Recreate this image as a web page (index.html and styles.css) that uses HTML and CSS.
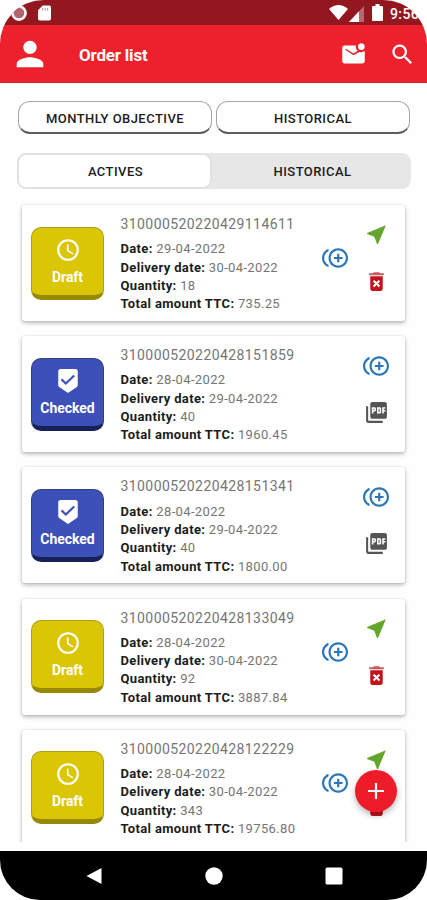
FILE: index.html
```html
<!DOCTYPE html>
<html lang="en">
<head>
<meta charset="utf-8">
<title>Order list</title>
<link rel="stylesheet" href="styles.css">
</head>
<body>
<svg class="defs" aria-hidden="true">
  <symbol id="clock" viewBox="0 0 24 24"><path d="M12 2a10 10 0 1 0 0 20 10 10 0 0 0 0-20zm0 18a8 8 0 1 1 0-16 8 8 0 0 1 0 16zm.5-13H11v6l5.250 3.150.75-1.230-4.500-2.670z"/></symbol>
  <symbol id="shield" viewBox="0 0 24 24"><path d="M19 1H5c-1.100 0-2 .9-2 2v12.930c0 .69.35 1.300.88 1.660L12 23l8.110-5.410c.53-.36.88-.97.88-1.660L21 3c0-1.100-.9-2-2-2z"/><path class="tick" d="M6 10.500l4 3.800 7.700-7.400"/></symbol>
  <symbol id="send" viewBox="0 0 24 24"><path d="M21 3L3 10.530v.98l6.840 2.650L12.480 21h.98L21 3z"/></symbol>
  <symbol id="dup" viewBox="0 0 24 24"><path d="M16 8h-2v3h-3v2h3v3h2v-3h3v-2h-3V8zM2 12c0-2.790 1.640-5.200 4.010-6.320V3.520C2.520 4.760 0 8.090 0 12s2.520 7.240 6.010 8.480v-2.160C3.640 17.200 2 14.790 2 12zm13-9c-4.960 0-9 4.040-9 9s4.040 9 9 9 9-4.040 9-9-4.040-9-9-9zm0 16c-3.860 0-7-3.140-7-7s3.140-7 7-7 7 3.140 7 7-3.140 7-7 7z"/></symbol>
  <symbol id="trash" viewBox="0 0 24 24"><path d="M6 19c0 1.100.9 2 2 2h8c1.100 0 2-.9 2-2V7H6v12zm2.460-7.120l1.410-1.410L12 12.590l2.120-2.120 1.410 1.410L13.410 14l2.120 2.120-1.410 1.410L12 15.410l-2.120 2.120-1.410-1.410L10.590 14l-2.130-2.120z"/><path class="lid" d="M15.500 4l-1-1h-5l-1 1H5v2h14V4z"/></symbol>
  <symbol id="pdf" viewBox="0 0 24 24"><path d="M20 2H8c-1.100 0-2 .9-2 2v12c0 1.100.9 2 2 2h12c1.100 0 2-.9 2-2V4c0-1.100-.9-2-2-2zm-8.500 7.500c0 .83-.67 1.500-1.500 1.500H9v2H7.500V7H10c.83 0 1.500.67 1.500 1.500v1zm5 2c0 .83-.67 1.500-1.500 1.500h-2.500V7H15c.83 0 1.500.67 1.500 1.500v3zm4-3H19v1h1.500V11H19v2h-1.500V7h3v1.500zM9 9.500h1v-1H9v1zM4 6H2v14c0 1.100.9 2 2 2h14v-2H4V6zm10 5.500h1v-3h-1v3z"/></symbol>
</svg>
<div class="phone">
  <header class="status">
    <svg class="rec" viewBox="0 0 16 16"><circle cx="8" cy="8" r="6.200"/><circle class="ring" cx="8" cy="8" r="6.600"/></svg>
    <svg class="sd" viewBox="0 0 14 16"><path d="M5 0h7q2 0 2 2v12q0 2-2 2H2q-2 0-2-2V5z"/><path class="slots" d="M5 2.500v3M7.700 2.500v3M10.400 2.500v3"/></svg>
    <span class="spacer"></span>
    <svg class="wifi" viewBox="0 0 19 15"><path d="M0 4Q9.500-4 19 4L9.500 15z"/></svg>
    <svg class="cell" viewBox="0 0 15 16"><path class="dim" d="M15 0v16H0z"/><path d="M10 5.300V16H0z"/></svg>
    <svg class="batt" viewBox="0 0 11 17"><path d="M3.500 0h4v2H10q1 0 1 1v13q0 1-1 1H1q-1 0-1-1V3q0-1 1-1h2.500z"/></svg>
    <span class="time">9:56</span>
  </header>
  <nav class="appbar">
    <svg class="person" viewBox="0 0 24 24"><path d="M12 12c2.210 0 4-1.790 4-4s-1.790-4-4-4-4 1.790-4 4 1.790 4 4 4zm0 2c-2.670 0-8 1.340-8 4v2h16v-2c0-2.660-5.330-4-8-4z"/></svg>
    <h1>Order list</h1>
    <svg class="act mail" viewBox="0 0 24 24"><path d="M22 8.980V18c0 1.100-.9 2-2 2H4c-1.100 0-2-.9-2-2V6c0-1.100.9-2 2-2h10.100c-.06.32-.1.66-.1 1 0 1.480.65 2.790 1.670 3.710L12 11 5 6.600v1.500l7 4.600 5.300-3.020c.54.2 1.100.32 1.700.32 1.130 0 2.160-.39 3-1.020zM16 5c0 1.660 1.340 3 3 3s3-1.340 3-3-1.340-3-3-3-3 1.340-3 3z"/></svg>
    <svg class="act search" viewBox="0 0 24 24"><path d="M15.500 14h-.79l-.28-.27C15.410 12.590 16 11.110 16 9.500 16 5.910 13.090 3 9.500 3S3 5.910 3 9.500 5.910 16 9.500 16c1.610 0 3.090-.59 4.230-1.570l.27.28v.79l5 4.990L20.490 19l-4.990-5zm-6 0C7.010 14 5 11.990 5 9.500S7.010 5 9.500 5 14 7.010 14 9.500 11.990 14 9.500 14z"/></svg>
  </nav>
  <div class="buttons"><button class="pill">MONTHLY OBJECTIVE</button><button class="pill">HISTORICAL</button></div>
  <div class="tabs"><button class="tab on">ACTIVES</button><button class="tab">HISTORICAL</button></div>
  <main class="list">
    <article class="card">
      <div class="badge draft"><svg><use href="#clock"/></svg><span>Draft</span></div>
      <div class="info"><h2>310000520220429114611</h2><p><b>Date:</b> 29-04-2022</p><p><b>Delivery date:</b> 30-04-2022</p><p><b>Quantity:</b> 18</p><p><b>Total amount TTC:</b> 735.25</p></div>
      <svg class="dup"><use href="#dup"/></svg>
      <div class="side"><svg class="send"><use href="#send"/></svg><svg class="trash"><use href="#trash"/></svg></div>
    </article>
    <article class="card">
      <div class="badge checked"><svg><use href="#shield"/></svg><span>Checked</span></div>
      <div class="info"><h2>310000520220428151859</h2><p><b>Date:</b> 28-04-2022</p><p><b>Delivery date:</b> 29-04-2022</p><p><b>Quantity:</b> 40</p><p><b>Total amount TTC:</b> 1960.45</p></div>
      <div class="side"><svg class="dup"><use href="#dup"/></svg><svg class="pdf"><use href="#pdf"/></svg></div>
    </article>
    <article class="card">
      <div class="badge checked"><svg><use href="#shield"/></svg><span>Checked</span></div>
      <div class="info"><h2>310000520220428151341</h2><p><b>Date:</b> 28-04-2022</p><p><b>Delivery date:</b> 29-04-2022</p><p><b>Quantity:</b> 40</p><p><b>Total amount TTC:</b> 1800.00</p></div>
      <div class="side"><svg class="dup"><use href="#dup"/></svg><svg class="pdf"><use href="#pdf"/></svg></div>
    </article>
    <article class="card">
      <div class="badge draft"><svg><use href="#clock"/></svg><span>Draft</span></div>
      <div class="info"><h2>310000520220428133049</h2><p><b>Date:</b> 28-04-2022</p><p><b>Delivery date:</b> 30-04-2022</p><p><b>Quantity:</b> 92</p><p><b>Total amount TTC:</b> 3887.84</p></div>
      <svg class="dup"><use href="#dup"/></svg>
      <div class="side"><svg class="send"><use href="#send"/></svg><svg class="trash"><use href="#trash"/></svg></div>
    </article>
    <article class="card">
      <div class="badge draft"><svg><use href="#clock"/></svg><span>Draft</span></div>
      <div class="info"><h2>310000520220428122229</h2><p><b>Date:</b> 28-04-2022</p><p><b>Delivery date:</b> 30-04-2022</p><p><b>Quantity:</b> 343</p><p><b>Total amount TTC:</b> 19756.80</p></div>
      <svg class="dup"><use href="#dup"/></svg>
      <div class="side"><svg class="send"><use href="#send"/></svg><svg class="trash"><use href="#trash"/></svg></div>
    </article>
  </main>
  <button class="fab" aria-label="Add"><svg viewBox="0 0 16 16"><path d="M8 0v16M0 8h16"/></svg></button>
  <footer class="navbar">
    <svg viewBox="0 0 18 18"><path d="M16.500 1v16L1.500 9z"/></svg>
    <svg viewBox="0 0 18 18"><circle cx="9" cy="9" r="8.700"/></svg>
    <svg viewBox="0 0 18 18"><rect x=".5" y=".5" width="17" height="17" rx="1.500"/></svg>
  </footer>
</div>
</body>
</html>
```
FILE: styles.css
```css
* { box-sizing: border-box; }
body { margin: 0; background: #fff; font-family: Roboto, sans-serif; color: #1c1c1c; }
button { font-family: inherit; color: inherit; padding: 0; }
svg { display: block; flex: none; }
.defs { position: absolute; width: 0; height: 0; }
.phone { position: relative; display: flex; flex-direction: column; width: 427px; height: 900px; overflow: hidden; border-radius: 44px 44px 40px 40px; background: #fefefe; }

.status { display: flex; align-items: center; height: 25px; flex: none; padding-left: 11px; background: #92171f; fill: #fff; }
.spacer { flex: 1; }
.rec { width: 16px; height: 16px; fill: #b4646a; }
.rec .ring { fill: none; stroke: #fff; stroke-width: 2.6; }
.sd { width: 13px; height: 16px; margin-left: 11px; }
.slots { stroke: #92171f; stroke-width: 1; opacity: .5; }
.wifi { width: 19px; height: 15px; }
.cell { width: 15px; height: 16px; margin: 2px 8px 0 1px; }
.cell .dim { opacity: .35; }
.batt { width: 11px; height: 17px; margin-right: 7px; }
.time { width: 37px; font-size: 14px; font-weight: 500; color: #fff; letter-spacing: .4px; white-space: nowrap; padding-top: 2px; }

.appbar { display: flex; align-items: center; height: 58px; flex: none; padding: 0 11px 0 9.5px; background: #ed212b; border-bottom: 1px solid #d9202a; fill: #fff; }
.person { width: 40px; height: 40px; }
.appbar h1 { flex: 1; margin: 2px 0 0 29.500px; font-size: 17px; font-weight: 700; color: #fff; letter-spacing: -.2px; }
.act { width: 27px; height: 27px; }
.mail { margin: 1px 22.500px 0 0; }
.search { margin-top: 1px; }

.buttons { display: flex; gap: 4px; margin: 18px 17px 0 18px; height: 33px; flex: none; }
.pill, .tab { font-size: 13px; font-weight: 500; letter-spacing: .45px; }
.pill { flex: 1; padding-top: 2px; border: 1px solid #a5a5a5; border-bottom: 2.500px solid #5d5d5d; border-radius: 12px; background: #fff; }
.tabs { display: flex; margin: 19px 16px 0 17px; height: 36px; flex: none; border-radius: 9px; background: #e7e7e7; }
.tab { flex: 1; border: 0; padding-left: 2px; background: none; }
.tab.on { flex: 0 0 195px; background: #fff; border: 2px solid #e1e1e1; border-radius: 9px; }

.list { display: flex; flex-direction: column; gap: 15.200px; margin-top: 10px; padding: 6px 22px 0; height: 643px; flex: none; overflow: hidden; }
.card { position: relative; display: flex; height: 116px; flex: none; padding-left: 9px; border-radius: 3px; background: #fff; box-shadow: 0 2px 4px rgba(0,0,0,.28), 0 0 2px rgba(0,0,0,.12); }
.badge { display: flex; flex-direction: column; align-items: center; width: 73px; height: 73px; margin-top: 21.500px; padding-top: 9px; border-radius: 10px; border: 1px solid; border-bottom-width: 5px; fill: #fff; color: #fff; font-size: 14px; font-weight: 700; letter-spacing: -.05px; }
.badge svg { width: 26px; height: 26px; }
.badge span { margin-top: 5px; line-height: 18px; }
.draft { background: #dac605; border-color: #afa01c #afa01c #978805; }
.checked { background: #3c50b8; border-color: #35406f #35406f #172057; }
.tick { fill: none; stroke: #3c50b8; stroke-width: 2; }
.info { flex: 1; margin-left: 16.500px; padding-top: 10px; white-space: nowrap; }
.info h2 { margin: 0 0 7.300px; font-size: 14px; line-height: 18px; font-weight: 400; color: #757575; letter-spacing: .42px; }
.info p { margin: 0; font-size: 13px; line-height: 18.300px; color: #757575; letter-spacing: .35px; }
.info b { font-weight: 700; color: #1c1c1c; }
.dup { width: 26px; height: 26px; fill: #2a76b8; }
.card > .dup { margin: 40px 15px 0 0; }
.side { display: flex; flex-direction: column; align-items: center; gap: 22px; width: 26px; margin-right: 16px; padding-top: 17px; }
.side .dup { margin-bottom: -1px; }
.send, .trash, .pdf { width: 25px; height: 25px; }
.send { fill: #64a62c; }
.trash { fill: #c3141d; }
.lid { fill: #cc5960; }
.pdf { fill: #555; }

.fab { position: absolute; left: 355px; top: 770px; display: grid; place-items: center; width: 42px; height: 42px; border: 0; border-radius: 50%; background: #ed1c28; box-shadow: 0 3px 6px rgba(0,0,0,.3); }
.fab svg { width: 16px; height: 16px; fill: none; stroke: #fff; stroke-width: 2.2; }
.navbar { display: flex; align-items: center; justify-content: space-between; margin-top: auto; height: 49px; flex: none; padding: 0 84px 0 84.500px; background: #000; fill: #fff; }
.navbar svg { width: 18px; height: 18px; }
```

-- -- --

● **Exercise**: Pick out the lines containing the word "styles" and show them.

● **Result for this task**:
Recreate this image as a web page (index.html and styles.css) that uses HTML and CSS.
<link rel="stylesheet" href="styles.css">
FILE: styles.css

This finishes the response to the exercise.